Filmmaker: At the start of Cargo 200, it says the movie is based on real events. How did you find out about these events, and how closely do you stick to the truth?
Balabanov: In 1983 I served in the army in transport aviation and we were attached to the landing force division who went to Afghanistan and came from there. I flew to Afghanistan myself. We took soldiers there and also brought dead bodies back. I lived in the barracks with a man who had a lot of war experience and he told me a lot of stories. For example that dead bodies very often disappeared and there was no real control about their transportation back home. That is how the image of the stolen dead soldier's body came to my mind.

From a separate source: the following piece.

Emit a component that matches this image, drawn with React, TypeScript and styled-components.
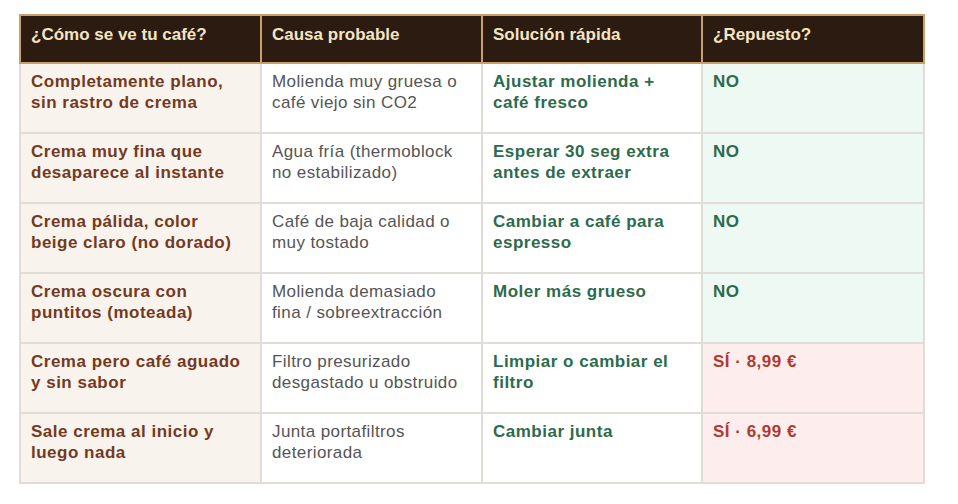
import React from "react";
import styled, { createGlobalStyle } from "styled-components";

const Global = createGlobalStyle`
  html, body { margin: 0; padding: 0; background: #ffffff; }
  body { font-family: "Liberation Sans", Arial, sans-serif; }
`;

const Page = styled.div`
  padding: 14px 0 0 19px;
`;

const Table = styled.table`
  border-collapse: collapse;
  width: 904px;
  table-layout: fixed;
  font-size: 17px;
  line-height: 21.6px;
`;

const Th = styled.th`
  background: #2c1b11;
  color: #f4e4c4;
  font-weight: bold;
  text-align: left;
  padding: 8px 12px 16px 10px;
  border: 2px solid #c9a06a;
  font-size: 17px;
`;

type Kind = "issue" | "cause" | "fix" | "no" | "yes";

const Td = styled.td<{ $kind: Kind }>`
  vertical-align: top;
  padding: 7px 13px 17px 10px;
  height: 44px;
  border: 2px solid #e0dcd8;
  background: ${(p) =>
    p.$kind === "issue"
      ? "#f8f3ed"
      : p.$kind === "no"
      ? "#eef9f3"
      : p.$kind === "yes"
      ? "#fdeeed"
      : "#ffffff"};
  color: ${(p) =>
    p.$kind === "issue"
      ? "#74391f"
      : p.$kind === "cause"
      ? "#555555"
      : p.$kind === "yes"
      ? "#b13a30"
      : "#2c6b4c"};
  font-weight: ${(p) => (p.$kind === "cause" ? "normal" : "bold")};
  letter-spacing: ${(p) => (p.$kind === "cause" ? "0.4px" : "0.5px")};
`;

const rows = [
  ["Completamente plano, sin rastro de crema", "Molienda muy gruesa o café viejo sin CO2", "Ajustar molienda + café fresco", "NO"],
  ["Crema muy fina que desaparece al instante", "Agua fría (thermoblock no estabilizado)", "Esperar 30 seg extra antes de extraer", "NO"],
  ["Crema pálida, color beige claro (no dorado)", "Café de baja calidad o muy tostado", "Cambiar a café para espresso", "NO"],
  ["Crema oscura con puntitos (moteada)", "Molienda demasiado fina / sobreextracción", "Moler más grueso", "NO"],
  ["Crema pero café aguado y sin sabor", "Filtro presurizado desgastado u obstruido", "Limpiar o cambiar el filtro", "SÍ · 8,99 €"],
  ["Sale crema al inicio y luego nada", "Junta portafiltros deteriorada", "Cambiar junta", "SÍ · 6,99 €"],
];

export default function App() {
  return (
    <Page>
      <Global />
      <Table>
        <colgroup>
          <col style={{ width: 241 }} />
          <col style={{ width: 221 }} />
          <col style={{ width: 220 }} />
          <col style={{ width: 222 }} />
        </colgroup>
        <thead>
          <tr>
            <Th>¿Cómo se ve tu café?</Th>
            <Th>Causa probable</Th>
            <Th>Solución rápida</Th>
            <Th>¿Repuesto?</Th>
          </tr>
        </thead>
        <tbody>
          {rows.map((r, i) => (
            <tr key={i}>
              <Td $kind="issue">{r[0]}</Td>
              <Td $kind="cause">{r[1]}</Td>
              <Td $kind="fix">{r[2]}</Td>
              <Td $kind={r[3] === "NO" ? "no" : "yes"}>{r[3]}</Td>
            </tr>
          ))}
        </tbody>
      </Table>
    </Page>
  );
}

In 1984 when I came back from the army I started working at Sverdlovsk Film Studios as a
director's assistant and I was assigned to the film crew of the film The Way to the Sunrise about Russia conquering Alaska. I traveled through a big part of Russia looking for locations. I met a lot of Yakut people. Germans. I lived with them, listened to their stories. There is a lot of my imagination in the film but real stories are the base of the film.
Filmmaker: How personal is this film to you? What are your recollections of that period of the 1980s influenced the film? How much did they creep into the film?
Balabanov: In 1984 it was the end of Soviet Union: Chernenko, the old sick leader died, Gorbachev came to power, new era started. The film is very personal. I wanted to tell the story which I was the witness of.